Santa Cruz, marcada pela sua forte tradição cristã e católica, carrega no seu próprio nome a presença simbólica da cruz sagrada. Governada pelo mesmo líder há três mandatos, é uma cidade predominantemente jovem, onde a vitalidade e a energia se sentem no ar. Se o funaná, o batuku e o finason nos fazem lembrar a África, os homens de Santa Cruz parecem encarnar esses ritmos, como se a sua presença robusta e marcante fosse uma extensão da música que enche o ar. Há mais África em Santa Cruz do que em todo Cabo Verde, uma africanidade que se manifesta de forma vibrante e autêntica.
No entanto, ao contrário de outras cidades onde as mulheres dominam as ruas, em Santa Cruz, são os homens que parecem tomar a dianteira, pelo menos naquela noite assim parecia, uma presença robusta e marcante que se destaca no meio da multidão. Apesar de as moças parecerem mas “bon na kumi agu”. O Festival dos Três Ritmos é um reflexo fiel da essência da cidade: uma celebração autêntica de ritmos que encarnam a alma africana, uma exaltação da cultura que os define e os une.
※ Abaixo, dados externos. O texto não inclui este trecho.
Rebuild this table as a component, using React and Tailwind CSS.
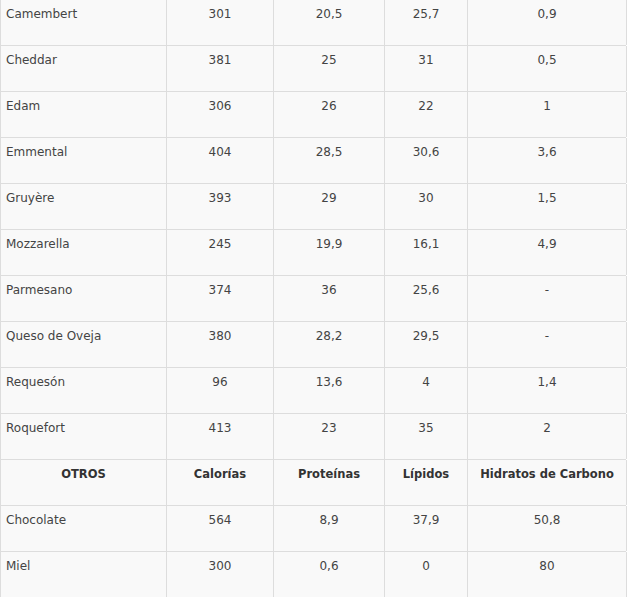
import React from 'react';

const rows = [
    ['Camembert', '301', '20,5', '25,7', '0,9'],
    ['Cheddar', '381', '25', '31', '0,5'],
    ['Edam', '306', '26', '22', '1'],
    ['Emmental', '404', '28,5', '30,6', '3,6'],
    ['Gruyère', '393', '29', '30', '1,5'],
    ['Mozzarella', '245', '19,9', '16,1', '4,9'],
    ['Parmesano', '374', '36', '25,6', '-'],
    ['Queso de Oveja', '380', '28,2', '29,5', '-'],
    ['Requesón', '96', '13,6', '4', '1,4'],
    ['Roquefort', '413', '23', '35', '2'],
    { head: true, cells: ['OTROS', 'Calorías', 'Proteínas', 'Lípidos', 'Hidratos de Carbono'] },
    ['Chocolate', '564', '8,9', '37,9', '50,8'],
    ['Miel', '300', '0,6', '0', '80'],
];

function Row({ cells, head }) {
    return (
        <div className="grid grid-cols-[166px_107px_111px_83px_159px] border-b border-[#dddddd]">
            {cells.map((c, i) => (
                <div
                    key={i}
                    className={
                        'h-[45px] pt-[5px] leading-[18px] border-r border-[#dddddd] ' +
                        (i === 0 && !head ? 'text-left pl-[5px] ' : 'text-center ') +
                        (head ? 'font-bold text-[11.5px] text-[#333333]' : 'text-[#444444]')
                    }
                >
                    {c}
                </div>
            ))}
        </div>
    );
}

export default function App() {
    return (
        <div className="min-h-screen bg-white" style={{ fontFamily: '"DejaVu Sans", Verdana, sans-serif' }}>
            <div className="w-[626px] bg-[#f9f9f9] border-l border-[#dddddd] text-[12px]">
                {rows.map((r, i) =>
                    Array.isArray(r) ? <Row key={i} cells={r} /> : <Row key={i} cells={r.cells} head />
                )}
            </div>
        </div>
    );
}
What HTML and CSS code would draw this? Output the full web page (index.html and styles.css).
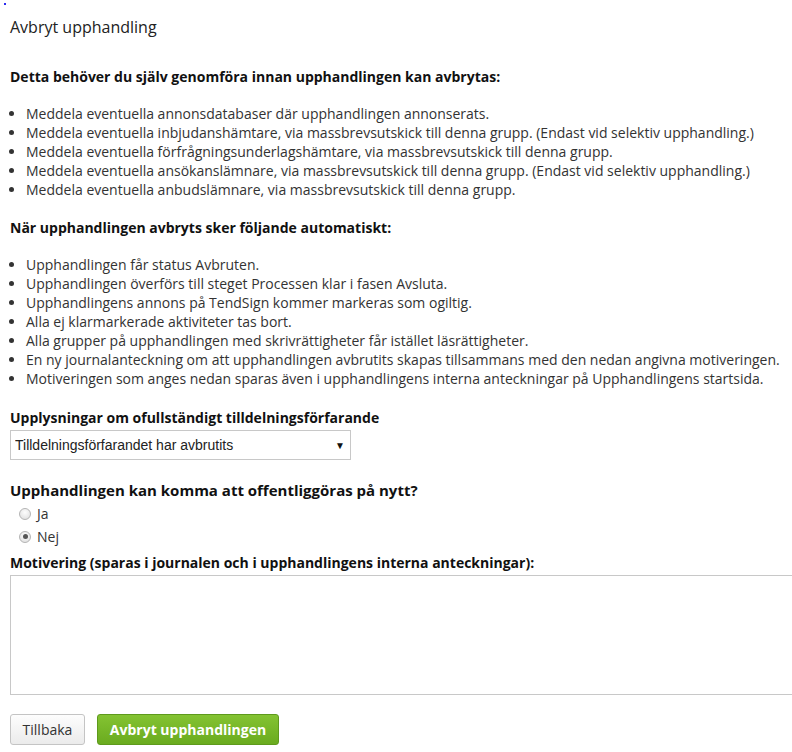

Amílcar Cabral, o nosso pensador africano, disse uma vez: "A cultura é a semente que faz brotar a liberdade." E em Santa Cruz, sente-se a profundidade dessas palavras em cada esquina, em cada rosto, em cada nota de música que sopra pelas ruas. É uma cidade onde a africanidade pulsa de forma intensa, onde a resistência cultural se manifesta em cada movimento de dança, em cada acorde tocado. Aqui, a identidade cabo-verdiana encontra a sua expressão mais pura e genuína, uma identidade forjada pela história e pela resistência, pela celebração e pela dor.
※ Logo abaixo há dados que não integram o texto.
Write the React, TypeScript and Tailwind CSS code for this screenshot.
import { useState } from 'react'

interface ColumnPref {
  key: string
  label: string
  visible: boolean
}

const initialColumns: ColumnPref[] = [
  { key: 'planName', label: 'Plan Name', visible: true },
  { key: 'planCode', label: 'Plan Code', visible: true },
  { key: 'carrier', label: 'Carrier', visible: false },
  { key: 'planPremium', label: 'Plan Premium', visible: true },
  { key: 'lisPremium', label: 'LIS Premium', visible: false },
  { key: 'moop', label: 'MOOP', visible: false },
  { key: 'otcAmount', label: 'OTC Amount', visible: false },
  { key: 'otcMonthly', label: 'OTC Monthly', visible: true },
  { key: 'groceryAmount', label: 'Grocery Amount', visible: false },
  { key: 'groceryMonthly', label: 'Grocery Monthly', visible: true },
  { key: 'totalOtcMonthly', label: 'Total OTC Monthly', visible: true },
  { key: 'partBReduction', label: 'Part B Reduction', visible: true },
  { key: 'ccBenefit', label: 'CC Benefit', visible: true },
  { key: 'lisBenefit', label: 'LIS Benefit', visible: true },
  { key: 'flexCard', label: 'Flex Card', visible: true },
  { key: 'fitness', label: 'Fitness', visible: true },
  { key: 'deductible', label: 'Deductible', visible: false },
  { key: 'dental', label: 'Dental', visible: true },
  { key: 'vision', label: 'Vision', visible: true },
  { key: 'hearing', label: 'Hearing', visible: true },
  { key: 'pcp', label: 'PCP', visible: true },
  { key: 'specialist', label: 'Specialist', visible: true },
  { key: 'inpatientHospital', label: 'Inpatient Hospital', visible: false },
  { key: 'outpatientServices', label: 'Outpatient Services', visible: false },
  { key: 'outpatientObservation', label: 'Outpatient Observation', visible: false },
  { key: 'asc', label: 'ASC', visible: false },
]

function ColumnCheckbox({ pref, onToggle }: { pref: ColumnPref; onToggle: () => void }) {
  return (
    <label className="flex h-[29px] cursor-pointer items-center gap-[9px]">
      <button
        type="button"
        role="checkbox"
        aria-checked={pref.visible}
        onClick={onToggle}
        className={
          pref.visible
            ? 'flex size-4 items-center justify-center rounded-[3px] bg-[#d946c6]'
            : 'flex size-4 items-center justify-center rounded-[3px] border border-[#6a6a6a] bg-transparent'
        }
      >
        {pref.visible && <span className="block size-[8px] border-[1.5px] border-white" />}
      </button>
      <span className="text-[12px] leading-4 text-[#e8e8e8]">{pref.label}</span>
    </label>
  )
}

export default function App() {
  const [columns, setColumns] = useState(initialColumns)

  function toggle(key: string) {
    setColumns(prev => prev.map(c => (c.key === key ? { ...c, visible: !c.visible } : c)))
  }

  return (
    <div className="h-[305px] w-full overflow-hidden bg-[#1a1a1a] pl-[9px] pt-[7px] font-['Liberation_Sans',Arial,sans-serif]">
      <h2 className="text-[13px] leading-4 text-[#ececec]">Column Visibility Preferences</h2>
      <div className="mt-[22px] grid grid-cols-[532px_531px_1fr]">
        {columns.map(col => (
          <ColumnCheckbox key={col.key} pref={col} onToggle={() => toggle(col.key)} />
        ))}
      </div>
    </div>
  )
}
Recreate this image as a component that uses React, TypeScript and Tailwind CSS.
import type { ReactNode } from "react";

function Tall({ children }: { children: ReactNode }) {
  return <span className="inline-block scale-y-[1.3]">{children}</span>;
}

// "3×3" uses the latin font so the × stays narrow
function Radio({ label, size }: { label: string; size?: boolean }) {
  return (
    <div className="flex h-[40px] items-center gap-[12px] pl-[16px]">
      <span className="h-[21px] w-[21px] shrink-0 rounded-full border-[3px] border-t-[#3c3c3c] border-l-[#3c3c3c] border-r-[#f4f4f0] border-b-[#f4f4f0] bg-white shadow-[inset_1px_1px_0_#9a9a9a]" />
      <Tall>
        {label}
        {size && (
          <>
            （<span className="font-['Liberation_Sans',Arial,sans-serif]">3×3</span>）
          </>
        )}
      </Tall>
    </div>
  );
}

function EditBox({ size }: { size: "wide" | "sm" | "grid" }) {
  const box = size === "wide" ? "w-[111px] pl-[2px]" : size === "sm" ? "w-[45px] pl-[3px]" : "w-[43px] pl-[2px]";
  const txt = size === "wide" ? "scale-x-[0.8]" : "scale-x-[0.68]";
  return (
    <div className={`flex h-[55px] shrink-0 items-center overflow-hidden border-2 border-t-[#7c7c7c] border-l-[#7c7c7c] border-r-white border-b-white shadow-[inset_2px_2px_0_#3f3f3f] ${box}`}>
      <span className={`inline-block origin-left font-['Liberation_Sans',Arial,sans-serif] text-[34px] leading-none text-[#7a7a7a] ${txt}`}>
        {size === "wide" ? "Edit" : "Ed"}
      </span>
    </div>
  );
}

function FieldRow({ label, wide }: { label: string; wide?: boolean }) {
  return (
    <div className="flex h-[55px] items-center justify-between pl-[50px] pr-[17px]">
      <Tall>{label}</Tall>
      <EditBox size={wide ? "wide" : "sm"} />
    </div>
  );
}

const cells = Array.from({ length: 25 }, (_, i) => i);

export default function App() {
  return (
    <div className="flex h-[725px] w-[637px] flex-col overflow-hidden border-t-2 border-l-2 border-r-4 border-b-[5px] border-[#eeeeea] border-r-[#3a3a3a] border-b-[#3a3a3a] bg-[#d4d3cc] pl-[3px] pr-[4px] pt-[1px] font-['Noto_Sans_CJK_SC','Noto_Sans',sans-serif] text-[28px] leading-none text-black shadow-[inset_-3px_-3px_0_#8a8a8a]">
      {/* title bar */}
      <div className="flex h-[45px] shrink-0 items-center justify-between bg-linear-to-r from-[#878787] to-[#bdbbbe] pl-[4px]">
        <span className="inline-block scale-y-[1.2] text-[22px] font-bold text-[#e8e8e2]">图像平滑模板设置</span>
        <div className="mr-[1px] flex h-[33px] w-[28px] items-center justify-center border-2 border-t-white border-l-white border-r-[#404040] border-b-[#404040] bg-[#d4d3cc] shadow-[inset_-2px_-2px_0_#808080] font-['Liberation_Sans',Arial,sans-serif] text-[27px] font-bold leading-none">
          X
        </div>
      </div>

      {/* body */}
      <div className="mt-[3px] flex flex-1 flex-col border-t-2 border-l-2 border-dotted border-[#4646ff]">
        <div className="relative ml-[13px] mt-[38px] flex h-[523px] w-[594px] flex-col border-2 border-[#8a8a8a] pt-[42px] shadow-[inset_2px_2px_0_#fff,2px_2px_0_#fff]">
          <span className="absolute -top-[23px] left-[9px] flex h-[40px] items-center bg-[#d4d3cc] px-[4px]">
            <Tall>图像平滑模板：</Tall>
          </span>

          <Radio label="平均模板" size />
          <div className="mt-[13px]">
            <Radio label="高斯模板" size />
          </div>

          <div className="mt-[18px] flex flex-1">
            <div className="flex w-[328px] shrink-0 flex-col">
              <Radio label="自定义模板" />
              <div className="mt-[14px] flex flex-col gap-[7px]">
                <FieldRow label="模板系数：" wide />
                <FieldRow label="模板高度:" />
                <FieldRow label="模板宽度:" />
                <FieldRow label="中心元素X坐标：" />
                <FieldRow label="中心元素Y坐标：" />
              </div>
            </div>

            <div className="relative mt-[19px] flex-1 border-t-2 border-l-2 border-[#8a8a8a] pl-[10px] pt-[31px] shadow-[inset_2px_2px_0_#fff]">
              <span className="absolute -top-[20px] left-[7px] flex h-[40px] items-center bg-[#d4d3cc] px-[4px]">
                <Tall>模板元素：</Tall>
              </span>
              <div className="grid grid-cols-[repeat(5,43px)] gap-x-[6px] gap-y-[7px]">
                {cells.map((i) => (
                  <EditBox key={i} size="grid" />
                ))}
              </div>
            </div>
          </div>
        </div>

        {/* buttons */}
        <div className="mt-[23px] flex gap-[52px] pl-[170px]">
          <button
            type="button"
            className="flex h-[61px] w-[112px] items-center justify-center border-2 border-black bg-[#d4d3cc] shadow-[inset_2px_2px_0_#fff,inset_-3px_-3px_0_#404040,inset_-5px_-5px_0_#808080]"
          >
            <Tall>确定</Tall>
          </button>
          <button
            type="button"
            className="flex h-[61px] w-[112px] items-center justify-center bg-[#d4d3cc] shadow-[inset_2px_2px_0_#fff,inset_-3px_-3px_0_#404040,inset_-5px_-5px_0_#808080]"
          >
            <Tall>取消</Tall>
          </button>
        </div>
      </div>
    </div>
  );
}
Eu e o Anilton Levy, muito solicitado pelas senhoras que pedem autografo, passámos três horas na cidade, absorvendo o ambiente, deixando-nos envolver pela energia vibrante que emanava de cada canto. Apesar de termos amigos escritores, colegas de curso e poetas na cidade, ninguém nos convidou para almoçar ou jantar. Então lembrei de Pulonga´l Bita e o seu “oh balantin, uhn uhn”, uma musica marcante e imortal. Talvez fosse uma questão de tradição ou de hábito, pois, como dizem por aqui, "na Santa Kruz ka ta kunbidadu djanta". A hospitalidade em Santa Cruz expressa-se de formas subtis, menos em gestos de convidar à mesa e mais em partilhar a alma da cidade. Afinal, a verdadeira hospitalidade é uma questão de partilha, de abertura e de compreensão.
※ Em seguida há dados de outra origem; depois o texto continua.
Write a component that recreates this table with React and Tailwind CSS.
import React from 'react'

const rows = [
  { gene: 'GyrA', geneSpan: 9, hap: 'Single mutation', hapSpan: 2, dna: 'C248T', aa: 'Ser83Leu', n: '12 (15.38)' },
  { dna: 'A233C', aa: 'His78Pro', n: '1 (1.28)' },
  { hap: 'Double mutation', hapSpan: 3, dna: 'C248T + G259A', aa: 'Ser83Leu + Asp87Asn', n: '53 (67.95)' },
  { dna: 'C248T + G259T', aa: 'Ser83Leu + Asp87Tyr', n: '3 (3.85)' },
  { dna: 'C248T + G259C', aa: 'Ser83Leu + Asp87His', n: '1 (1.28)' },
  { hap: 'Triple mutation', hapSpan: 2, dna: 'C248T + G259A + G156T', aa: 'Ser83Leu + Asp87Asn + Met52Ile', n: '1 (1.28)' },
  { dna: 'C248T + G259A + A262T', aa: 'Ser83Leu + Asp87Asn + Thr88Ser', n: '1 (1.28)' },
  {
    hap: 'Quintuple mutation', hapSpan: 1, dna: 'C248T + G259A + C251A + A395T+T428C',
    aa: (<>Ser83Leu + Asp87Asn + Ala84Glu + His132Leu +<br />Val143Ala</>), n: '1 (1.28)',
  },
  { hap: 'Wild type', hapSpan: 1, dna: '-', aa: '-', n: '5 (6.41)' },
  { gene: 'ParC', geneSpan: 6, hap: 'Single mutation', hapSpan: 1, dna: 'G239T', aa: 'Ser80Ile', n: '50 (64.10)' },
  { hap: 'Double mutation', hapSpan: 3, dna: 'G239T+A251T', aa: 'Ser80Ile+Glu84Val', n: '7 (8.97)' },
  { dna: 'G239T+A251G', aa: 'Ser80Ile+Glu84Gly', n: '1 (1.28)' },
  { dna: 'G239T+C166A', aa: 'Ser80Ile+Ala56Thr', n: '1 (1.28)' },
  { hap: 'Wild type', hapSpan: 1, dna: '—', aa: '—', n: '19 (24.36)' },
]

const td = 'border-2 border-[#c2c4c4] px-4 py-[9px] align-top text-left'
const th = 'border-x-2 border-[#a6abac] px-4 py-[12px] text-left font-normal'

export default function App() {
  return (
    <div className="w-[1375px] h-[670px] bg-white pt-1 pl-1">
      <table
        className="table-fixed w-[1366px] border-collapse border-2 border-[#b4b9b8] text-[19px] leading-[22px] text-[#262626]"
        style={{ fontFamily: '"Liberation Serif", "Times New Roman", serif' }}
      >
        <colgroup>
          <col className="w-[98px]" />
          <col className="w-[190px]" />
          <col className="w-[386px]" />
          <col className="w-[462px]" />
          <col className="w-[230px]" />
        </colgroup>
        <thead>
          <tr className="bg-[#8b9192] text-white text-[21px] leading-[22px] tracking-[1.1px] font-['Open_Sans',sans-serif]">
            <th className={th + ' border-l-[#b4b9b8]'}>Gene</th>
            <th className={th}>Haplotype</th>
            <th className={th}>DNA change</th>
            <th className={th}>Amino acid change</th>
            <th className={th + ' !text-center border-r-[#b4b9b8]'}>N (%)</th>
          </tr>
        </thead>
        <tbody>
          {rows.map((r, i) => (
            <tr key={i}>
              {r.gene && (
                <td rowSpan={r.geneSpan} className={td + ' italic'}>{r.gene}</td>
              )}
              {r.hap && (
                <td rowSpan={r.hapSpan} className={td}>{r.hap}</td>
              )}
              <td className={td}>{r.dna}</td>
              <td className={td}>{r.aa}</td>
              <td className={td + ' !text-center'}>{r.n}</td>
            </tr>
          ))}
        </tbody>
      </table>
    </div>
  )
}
Não entrámos no festival, mas observámos de longe o esforço genuíno das pessoas em acolher os visitantes, em criar um ambiente de celebração e de partilha. Compreendemos que fazer parte de uma cidade não é apenas caminhar pelas suas ruas, mas senti-la, integrá-la à nossa essência. É preciso sentir a cidade, e sentir a cidade, é uma responsabilidade. Nelson Mandela uma vez afirmou: "Não há nada como regressar a um lugar que se mantém inalterado para descobrir o quanto a gente mudou." Sentir uma cidade é isso: perceber o que mudou em nós ao caminhar pelas suas ruas, ao ouvir as suas histórias, ao deixar-se envolver pela sua energia.
O porteiro do evento, um rosto familiar de outros encontros, exibia uma simpatia que aquecia o coração. Em sua simplicidade, ele lembrava-nos que o verdadeiro acolhimento vai além da hospitalidade; é um acto de humanidade, de empatia, de compreensão. Santa Cruz, com a sua vibração e os seus ritmos, constrói-se a cada dia, tecendo a sua própria história, com a poesia e a resistência do seu povo, com a profundidade e a sabedoria da sua cultura. Como bem disse o poeta Corsino Fortes: "A ilha é a casa, e o mar, a sua porta." Santa Cruz é, sem dúvida, uma porta aberta para a alma de Santiago, uma janela para o coração de Cabo Verde.